Jésus apportait une nouvelle forme de religion basée sur le "culte en esprit" qui appelait une démarche de conversion pour ceux qui le suivaient. Il fallait qu'ils naissent de nouveau! Ne leur disait-il pas que Dieu les attendait dans le secret de leur cœur, encore fallait-il avoir capacité à le faire! Comment des gens du peuple, après quinze heures de travail harassant par jour auraient-ils pu le rejoindre dans cette voie là? C'est à se demander si Jésus ne préconisait-il pas une religion élitiste, dans un univers juif qui se considérait déjà comme un peuple élu mis à part?

La tentation était grande pour les amis de Jésus de constituer un peuple à part au milieu de la masse des juifs et de se distinguer comme une nouvelle secte, supérieure aux autres et en particulier de celle des pharisiens! Cette même tentation ne fut-elle pas celle des chrétiens de la première génération quand ils s'opposèrent aux juifs? Ne lit-on pas cela quelque part dans les écrits de Paul? Plus tard, ne trouvera-t-on pas ce même comportement dans les communautés protestantes en opposition à l’Église Catholique? Aujourd'hui ne considère-t-on pas le courant du Protestantisme auquel nous appartenons comme supérieur aux autres?

Plus nous nous sentons proches de Dieu, plus grande est la tentation de nous croire mis à part pour servir d'exemple aux autres! Mais le danger véritable de cette situation, c'est que ce soit le diable qui nous rejoigne dans notre refuge de pureté. En effet, si Jésus a été tenté de s'enfermer dans le cercle privilégié de ses disciples, il s'est bien vite séparé de cette manière de voir les choses, pour entraîner les siens sur les routes des hommes. Ils ont du le suivre  dans les déserts de Galilée et de Judée là où la souffrance et la misère des hommes les attendaient. C'est alors qu'ils ont croisé toutes sortes de malades, toutes sortes de païens en quête de vérité, toutes sortes d'hommes et de femmes impurs avides d'espérance. Ils ont même croisé des morts sur leur chemin. A tous Jésus savait donner vie et ouvrait des perspectives d'espérance.
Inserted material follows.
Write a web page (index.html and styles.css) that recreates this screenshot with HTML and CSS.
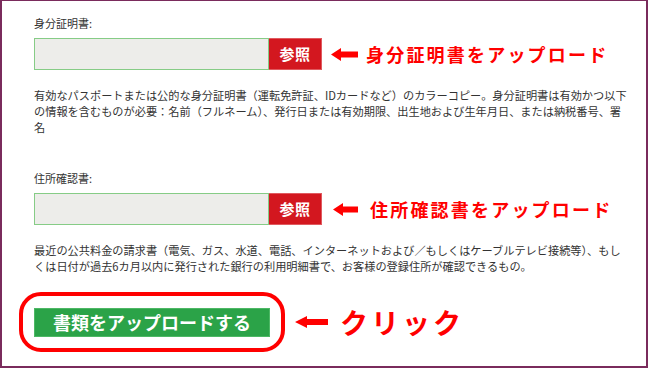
FILE: index.html
```html
<!DOCTYPE html>
<html lang="ja">
<head>
<meta charset="utf-8">
<link rel="stylesheet" href="styles.css">
</head>
<body>
<div class="frame">
  <div class="label first">身分証明書:</div>
  <div class="row">
    <div class="file">
      <div class="field"></div>
      <div class="browse">参照</div>
    </div>
    <div class="note note1">
      <svg class="arrow" width="27" height="13" viewBox="0 0 27 13"><polygon points="0,6.5 10,0 10,3.5 27,3.5 27,9.5 10,9.5 10,13" fill="#ff0000"/></svg>
      <span class="note-text">身分証明書をアップロード</span>
    </div>
  </div>
  <p class="desc">有効なパスポートまたは公的な身分証明書（運転免許証、IDカードなど）のカラーコピー。身分証明書は有効かつ以下<br>の情報を含むものが必要：名前（フルネーム）、発行日または有効期限、出生地および生年月日、または納税番号、署<br>名</p>

  <div class="label second">住所確認書:</div>
  <div class="row">
    <div class="file">
      <div class="field"></div>
      <div class="browse">参照</div>
    </div>
    <div class="note note2">
      <svg class="arrow" width="25" height="13" viewBox="0 0 25 13"><polygon points="0,6.5 10,0 10,3.5 25,3.5 25,9.5 10,9.5 10,13" fill="#ff0000"/></svg>
      <span class="note-text">住所確認書をアップロード</span>
    </div>
  </div>
  <p class="desc">最近の公共料金の請求書（電気、ガス、水道、電話、インターネットおよび／もしくはケーブルテレビ接続等）、もし<br>くは日付が過去6カ月以内に発行された銀行の利用明細書で、お客様の登録住所が確認できるもの。</p>

  <div class="submit-row">
    <div class="ring">
      <div class="submit">書類をアップロードする</div>
    </div>
    <div class="note note3">
      <svg class="arrow" width="33" height="12" viewBox="0 0 33 12"><polygon points="0,6 12,0 12,3 33,3 33,9 12,9 12,12" fill="#ff0000"/></svg>
      <span class="click">クリック</span>
    </div>
  </div>
</div>
</body>
</html>
```

FILE: styles.css
```css
* { box-sizing: border-box; }
html, body { margin: 0; padding: 0; background: #ffffff; }
body {
  font-family: "Noto Sans CJK JP", "Noto Sans", sans-serif;
  color: #333333;
}
.frame {
  width: 648px;
  height: 368px;
  border-style: solid;
  border-color: #7a2b5c;
  border-width: 1px 2px 2px 2px;
  padding-left: 32px;
  overflow: hidden;
}
.label {
  font-size: 11px;
  line-height: 14px;
  height: 14px;
  color: #333333;
}
.label.first { margin-top: 15px; }
.label.second { margin-top: 36px; }
.row {
  display: flex;
  align-items: center;
  margin-top: 8px;
  height: 32px;
}
.file {
  display: flex;
  height: 32px;
}
.field {
  width: 235px;
  height: 32px;
  background: #ededea;
  border: 1px solid #86cc86;
}
.browse {
  width: 53px;
  height: 32px;
  background: #d3171f;
  border: 1px solid #e05a5f;
  border-left: none;
  color: #ffffff;
  font-weight: bold;
  font-size: 15px;
  line-height: 30px;
  text-align: center;
  letter-spacing: 0.5px;
}
.note {
  display: flex;
  align-items: center;
}
.note1 { margin-left: 9px; gap: 8px; }
.note2 { margin-left: 11px; gap: 12px; }
.note-text {
  color: #ff0000;
  font-weight: bold;
  font-size: 18px;
  letter-spacing: 2.2px;
  line-height: 22px;
}
.desc {
  margin: 17px 0 0 0;
  font-size: 11.2px;
  line-height: 16px;
  color: #333333;
  white-space: nowrap;
}
.submit-row {
  display: flex;
  align-items: center;
  margin-top: 18px;
}
.ring {
  margin-left: -15px;
  border: 4px solid #ff0000;
  border-radius: 22px;
  padding: 12px 11px 11px 11px;
}
.submit {
  width: 236px;
  height: 29px;
  background: #2ba348;
  border: 1px solid #4db865;
  color: #ffffff;
  font-weight: bold;
  font-size: 18px;
  line-height: 27px;
  text-align: center;
}
.note3 { margin-left: 10px; gap: 12px; }
.click {
  color: #ff0000;
  font-weight: bold;
  font-size: 28px;
  letter-spacing: 3px;
  line-height: 34px;
}
```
A tous ces meurtris du voyage, il savait parler de foi, de conversion, de vie en esprit et de vie intérieure. Tous ces gens que nous considérions comme incapables de comprendre, comprenaient, se convertissaient et changeaient leur vie. Plus tard, ce ne sont pas ces gens là qui ont voulu la mort de Jésus, mais ceux qui auraient du être plus accessibles à ses paroles, ceux qui déjà s'étaient séparés des masses laborieuses pour vivre dans leurs oasis de séparés, les pharisiens et les sadducéens entre autres.

Quand Jésus parlait de pardon à ces petites gens qui le suivaient, il signifiait que le jugement final avait déjà été prononcé et qu'ils étaient graciés. Quand il parlait de partage, il commençait lui-même par partager ses provisions c'est pourquoi on a crié au miracle quand il l'a fait ! C'est pourquoi on a raconté cet événement d'une manière merveilleuse dans les Évangile et que cet événement est devenu le miracle de la multiplication des pains. Quand il parlait d'espérance, Jésus espérait que ses paroles auraient un effet immédiat et que les bourses des plus fortunées allaient se délier en faveur des plus pauvres. Il croyait que la conversion vers une société plus juste allait se produire effaçant les inégalités sociales.
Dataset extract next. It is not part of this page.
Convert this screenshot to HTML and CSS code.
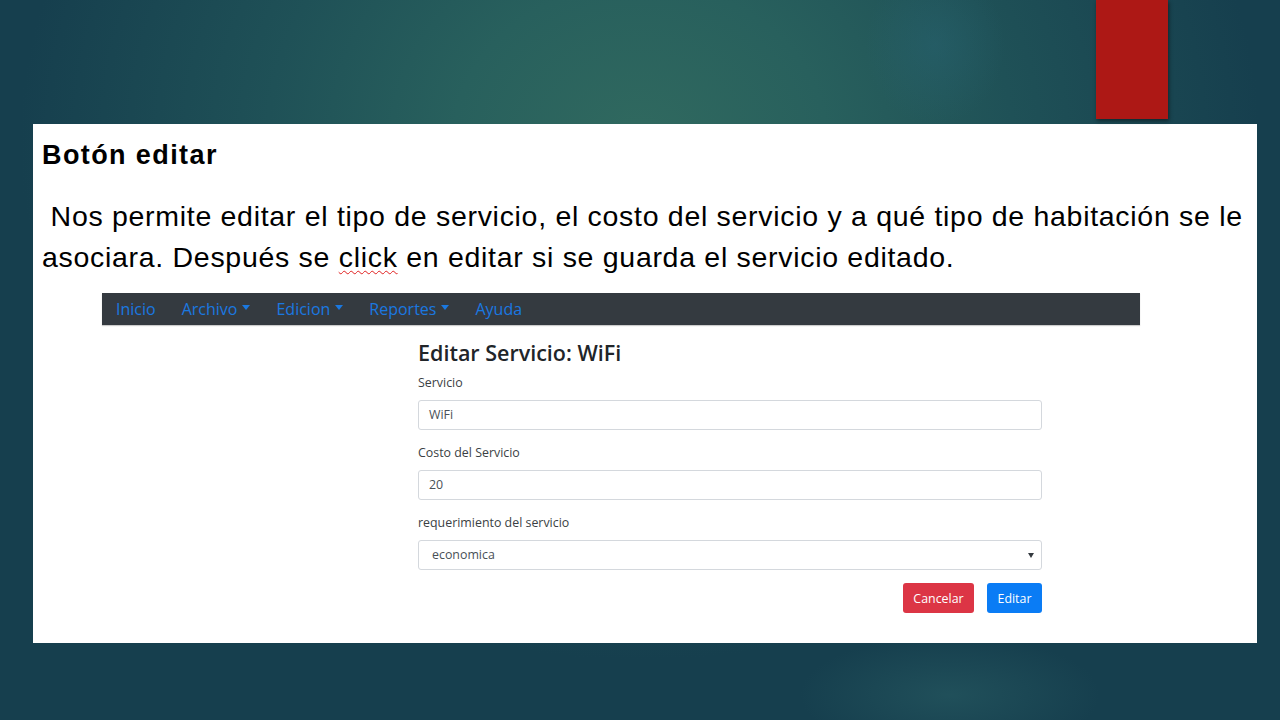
FILE: index.html
```html
<!DOCTYPE html>
<html lang="es">
<head>
<meta charset="utf-8">
<title>Botón editar</title>
<link rel="stylesheet" href="styles.css">
</head>
<body>
<div class="slide">
  <div class="accent"></div>
  <div class="panel">
    <h1 class="title">Botón editar</h1>
    <p class="desc">&nbsp;Nos permite editar el tipo de servicio, el costo del servicio y a qué tipo de habitación se le asociara. Después se <span class="spell">click</span> en editar si se guarda el servicio editado.</p>
    <div class="shot">
      <nav class="navbar">
        <a class="nav-link">Inicio</a>
        <a class="nav-link">Archivo<span class="caret"></span></a>
        <a class="nav-link">Edicion<span class="caret"></span></a>
        <a class="nav-link">Reportes<span class="caret"></span></a>
        <a class="nav-link">Ayuda</a>
      </nav>
      <form class="form">
        <h3 class="form-title">Editar Servicio: WiFi</h3>
        <div class="group">
          <label class="label">Servicio</label>
          <div class="control">WiFi</div>
        </div>
        <div class="group">
          <label class="label">Costo del Servicio</label>
          <div class="control">20</div>
        </div>
        <div class="group">
          <label class="label">requerimiento del servicio</label>
          <div class="control select">economica</div>
        </div>
        <div class="actions">
          <button type="button" class="btn btn-danger">Cancelar</button>
          <button type="button" class="btn btn-primary">Editar</button>
        </div>
      </form>
    </div>
  </div>
</div>
</body>
</html>
```
FILE: styles.css
```css
html, body {
  margin: 0;
  padding: 0;
}
body {
  width: 1280px;
  height: 720px;
  overflow: hidden;
  background:
    radial-gradient(ellipse 70px 80px at 935px 45px, rgba(40, 100, 115, 0.45), rgba(40, 100, 115, 0) 100%),
    radial-gradient(ellipse 150px 60px at 950px 695px, rgba(45, 100, 105, 0.45), rgba(45, 100, 105, 0) 100%),
    radial-gradient(ellipse 620px 520px at 640px 140px, #30695f 0%, #28605d 30%, #1f5157 60%, #163f4e 100%);
  background-color: #153c4c;
}
.slide {
  position: relative;
  width: 1280px;
  height: 720px;
  padding: 124px 0 0 33px;
  box-sizing: border-box;
}
.accent {
  position: absolute;
  left: 1096px;
  top: 0;
  width: 72px;
  height: 119px;
  background: #ad1815;
  box-shadow: 1px 2px 4px rgba(0, 0, 0, 0.45);
}
.panel {
  width: 1224px;
  height: 519px;
  background: #ffffff;
  box-sizing: border-box;
  padding: 16px 0 0 9px;
  font-family: "Liberation Sans", Arial, sans-serif;
  color: #000;
}
.title {
  margin: 0;
  font-size: 27px;
  line-height: 30px;
  font-weight: bold;
  letter-spacing: 1.4px;
}
.desc {
  margin: 26px 0 0 0;
  font-size: 28.5px;
  line-height: 41px;
  letter-spacing: 0.7px;
  width: 1212px;
}
.spell {
  text-decoration: underline wavy #e02020;
  text-decoration-thickness: 1px;
  text-underline-offset: 3px;
}
.shot {
  margin: 15px 0 0 60px;
  width: 1038px;
  font-family: "Open Sans", sans-serif;
}
.navbar {
  display: flex;
  align-items: center;
  gap: 26px;
  height: 32px;
  padding: 0 14px;
  background: #343a40;
  box-shadow: 0 1px 1px rgba(0, 0, 0, 0.2);
}
.nav-link {
  color: #1a78e0;
  font-size: 16px;
  line-height: 32px;
  display: flex;
  align-items: center;
}
.caret {
  display: inline-block;
  width: 0;
  height: 0;
  margin-left: 5px;
  margin-top: -3px;
  border-left: 4.5px solid transparent;
  border-right: 4.5px solid transparent;
  border-top: 5px solid #1a78e0;
}
.form {
  margin: 15px 0 0 316px;
  width: 624px;
  color: #212529;
}
.form-title {
  margin: 0 0 7px 0;
  font-size: 21.5px;
  line-height: 26px;
  font-weight: 600;
}
.group {
  margin-bottom: 13px;
}
.label {
  display: block;
  font-size: 12.4px;
  line-height: 19px;
  margin-bottom: 8px;
  color: #3b3f44;
}
.control {
  height: 30px;
  box-sizing: border-box;
  border: 1px solid #d4d8dd;
  border-radius: 3px;
  padding: 0 10px;
  font-size: 12.4px;
  line-height: 28px;
  color: #495057;
  background: #fff;
}
.select {
  position: relative;
  padding-left: 13px;
}
.select::after {
  content: "";
  position: absolute;
  right: 7px;
  top: 12px;
  border-left: 3px solid transparent;
  border-right: 3px solid transparent;
  border-top: 5px solid #343a40;
}
.actions {
  display: flex;
  justify-content: flex-end;
  gap: 13px;
  margin-top: 2px;
}
.btn {
  height: 30px;
  border: none;
  border-radius: 3px;
  color: #fff;
  font-family: "Open Sans", sans-serif;
  font-size: 12.4px;
  padding: 0;
}
.btn-danger {
  background: #dc3545;
  width: 71px;
}
.btn-primary {
  background: #0a7cf5;
  width: 55px;
}
```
Ses paroles avaient beau résonner avec les accents de la parole de Dieu, elles n'étaient pas suivies d'effet. Ses paroles visaient à ouvrir les portes de toutes les oasis et de tous les confortables refuges spirituels, mais il a vite perçu que le miracle ne se produirait vraiment que s'il payait de sa personne en mourant pour ses idées. Ce n'est qu'après sa mort que sa parole est devenue parole de vie et parole de Dieu tout à la fois. La mort même a cessé d'être l'étape ultime de l'existence, car, en livrant sa vie aux mains des hommes, il a reçu ainsi que tous ses amis une vie éternelle que Dieu seule pouvait donner.
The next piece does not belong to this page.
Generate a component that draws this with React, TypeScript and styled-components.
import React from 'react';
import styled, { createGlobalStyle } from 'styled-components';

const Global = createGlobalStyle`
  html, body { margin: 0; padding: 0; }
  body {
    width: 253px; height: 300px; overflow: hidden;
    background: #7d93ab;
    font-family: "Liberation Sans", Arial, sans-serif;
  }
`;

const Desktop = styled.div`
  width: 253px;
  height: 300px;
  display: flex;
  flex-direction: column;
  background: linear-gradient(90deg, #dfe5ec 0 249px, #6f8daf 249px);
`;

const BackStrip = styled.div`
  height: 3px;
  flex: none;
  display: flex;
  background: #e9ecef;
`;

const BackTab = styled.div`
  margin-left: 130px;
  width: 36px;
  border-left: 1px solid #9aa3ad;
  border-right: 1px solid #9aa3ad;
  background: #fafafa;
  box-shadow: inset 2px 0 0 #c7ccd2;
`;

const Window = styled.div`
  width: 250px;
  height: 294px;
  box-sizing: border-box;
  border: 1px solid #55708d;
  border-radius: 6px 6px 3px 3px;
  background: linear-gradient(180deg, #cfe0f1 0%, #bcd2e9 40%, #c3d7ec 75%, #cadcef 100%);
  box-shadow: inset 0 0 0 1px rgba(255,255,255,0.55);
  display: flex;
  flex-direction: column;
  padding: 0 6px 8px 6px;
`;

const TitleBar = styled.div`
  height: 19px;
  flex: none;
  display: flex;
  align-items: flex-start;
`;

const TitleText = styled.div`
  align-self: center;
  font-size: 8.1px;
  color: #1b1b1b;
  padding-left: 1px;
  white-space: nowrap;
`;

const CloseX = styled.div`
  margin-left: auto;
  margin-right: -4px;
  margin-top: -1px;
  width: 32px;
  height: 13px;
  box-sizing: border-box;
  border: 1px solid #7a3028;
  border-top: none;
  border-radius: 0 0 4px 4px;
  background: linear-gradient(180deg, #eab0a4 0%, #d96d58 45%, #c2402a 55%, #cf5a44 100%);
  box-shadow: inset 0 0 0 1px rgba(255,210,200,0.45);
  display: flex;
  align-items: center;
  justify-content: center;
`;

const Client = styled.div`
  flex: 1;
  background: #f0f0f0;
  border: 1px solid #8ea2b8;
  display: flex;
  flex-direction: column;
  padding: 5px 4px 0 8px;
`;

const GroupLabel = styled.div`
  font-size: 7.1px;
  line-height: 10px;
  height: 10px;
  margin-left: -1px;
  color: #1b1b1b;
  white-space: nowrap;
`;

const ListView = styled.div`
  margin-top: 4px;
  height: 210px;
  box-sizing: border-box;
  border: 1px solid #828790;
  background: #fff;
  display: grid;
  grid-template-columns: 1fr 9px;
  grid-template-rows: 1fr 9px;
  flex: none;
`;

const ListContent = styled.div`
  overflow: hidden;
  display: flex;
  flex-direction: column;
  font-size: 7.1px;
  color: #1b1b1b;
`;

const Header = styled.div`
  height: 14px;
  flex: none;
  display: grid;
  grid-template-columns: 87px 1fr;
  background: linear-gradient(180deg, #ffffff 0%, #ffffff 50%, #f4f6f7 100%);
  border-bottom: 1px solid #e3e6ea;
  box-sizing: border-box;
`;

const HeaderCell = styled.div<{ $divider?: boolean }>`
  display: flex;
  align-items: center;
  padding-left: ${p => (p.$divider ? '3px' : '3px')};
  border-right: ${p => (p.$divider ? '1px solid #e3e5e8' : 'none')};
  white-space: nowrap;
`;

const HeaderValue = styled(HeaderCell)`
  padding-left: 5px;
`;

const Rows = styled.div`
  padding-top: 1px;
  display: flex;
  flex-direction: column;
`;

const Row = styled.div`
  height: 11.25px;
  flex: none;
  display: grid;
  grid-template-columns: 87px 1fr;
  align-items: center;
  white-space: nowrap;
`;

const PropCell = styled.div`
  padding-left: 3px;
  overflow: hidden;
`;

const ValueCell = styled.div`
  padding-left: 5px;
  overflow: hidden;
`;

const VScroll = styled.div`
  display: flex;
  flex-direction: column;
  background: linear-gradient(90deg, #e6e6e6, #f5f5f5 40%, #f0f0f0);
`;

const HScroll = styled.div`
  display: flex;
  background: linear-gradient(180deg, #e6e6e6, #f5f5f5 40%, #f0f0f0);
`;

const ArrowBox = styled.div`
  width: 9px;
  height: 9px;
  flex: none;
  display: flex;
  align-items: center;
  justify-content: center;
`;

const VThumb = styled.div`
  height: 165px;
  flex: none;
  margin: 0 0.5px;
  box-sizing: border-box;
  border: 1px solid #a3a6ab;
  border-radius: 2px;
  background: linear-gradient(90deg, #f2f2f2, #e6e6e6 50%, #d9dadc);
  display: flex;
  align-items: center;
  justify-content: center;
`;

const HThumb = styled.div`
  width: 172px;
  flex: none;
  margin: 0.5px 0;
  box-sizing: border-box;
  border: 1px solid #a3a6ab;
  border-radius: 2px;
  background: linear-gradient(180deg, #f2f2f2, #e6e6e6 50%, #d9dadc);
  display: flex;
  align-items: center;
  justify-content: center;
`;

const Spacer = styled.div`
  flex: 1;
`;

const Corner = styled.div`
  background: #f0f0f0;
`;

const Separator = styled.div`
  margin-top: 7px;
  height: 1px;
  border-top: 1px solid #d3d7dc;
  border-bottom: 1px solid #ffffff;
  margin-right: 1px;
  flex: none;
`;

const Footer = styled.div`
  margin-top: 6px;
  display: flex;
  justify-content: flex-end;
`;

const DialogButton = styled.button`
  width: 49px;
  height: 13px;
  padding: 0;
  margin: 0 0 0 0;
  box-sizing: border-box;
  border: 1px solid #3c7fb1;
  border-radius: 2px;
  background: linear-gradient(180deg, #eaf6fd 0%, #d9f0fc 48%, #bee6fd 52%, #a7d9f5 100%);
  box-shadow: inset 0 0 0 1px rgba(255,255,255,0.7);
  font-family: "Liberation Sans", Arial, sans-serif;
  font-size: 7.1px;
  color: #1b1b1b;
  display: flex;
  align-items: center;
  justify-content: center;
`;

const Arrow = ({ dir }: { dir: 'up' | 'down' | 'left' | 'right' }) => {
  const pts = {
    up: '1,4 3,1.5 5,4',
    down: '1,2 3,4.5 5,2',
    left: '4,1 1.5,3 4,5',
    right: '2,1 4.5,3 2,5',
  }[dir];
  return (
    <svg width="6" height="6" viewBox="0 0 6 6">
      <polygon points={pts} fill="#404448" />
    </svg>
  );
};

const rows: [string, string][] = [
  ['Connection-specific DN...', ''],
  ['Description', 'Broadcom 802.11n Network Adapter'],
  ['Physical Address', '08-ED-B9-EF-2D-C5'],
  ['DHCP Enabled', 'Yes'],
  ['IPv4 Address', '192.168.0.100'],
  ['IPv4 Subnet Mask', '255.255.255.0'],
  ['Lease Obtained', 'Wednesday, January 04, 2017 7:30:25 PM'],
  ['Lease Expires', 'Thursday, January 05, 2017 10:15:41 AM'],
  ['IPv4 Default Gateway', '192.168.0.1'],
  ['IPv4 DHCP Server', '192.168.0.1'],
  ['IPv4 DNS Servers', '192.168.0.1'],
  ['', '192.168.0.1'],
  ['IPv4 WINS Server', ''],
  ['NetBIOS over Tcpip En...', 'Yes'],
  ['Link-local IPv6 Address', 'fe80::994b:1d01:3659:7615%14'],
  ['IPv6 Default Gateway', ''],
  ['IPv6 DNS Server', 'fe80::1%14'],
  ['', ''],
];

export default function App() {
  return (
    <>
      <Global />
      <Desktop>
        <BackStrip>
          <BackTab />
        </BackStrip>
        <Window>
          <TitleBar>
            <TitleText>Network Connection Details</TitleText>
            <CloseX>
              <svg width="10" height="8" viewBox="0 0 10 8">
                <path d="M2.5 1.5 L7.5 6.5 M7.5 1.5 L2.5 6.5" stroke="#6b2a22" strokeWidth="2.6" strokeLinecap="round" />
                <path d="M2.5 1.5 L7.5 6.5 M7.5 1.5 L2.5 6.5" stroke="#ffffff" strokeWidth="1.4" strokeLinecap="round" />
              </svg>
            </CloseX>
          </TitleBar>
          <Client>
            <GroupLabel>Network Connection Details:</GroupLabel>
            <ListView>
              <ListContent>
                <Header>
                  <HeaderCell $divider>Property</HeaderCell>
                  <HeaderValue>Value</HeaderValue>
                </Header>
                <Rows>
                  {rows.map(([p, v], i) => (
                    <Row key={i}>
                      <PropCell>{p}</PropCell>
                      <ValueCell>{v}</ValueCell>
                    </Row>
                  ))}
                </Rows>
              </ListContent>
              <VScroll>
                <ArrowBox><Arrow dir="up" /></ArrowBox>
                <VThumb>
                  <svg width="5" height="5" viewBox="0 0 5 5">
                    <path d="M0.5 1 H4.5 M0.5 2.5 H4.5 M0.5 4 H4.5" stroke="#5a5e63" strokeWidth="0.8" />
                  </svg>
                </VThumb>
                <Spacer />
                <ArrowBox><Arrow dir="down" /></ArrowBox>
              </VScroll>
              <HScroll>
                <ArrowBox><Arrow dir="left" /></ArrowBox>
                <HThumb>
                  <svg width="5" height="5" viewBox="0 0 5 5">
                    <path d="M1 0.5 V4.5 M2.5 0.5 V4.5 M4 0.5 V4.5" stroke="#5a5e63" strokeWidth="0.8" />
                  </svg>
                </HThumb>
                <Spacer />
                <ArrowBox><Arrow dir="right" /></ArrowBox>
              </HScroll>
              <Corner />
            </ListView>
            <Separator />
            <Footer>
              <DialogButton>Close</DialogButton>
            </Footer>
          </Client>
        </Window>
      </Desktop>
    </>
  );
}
Ce ne sont pas les déserts humains de nos sociétés humaines qui sont les lieux de tentation pour ceux qui cherchent Dieu aujourd'hui, ce sont les lieux où la chaleur spirituelle risque de nous maintenir à l'écart des chemins que suivent les foules en manque de Dieu. Le défi qui nous est posé aujourd'hui est de convertir nos églises en lieux d'espérance où il fait bon vivre en compagnie de Dieu et des hommes sans qu'elles soient menacées de disparaître dans l'anonymat du désert humain où nous vivons. J'ai plaisir à constater que c'est dans cette direction que nous poussent nos synodes ainsi que les réflexions de ceux qui nous dirigent.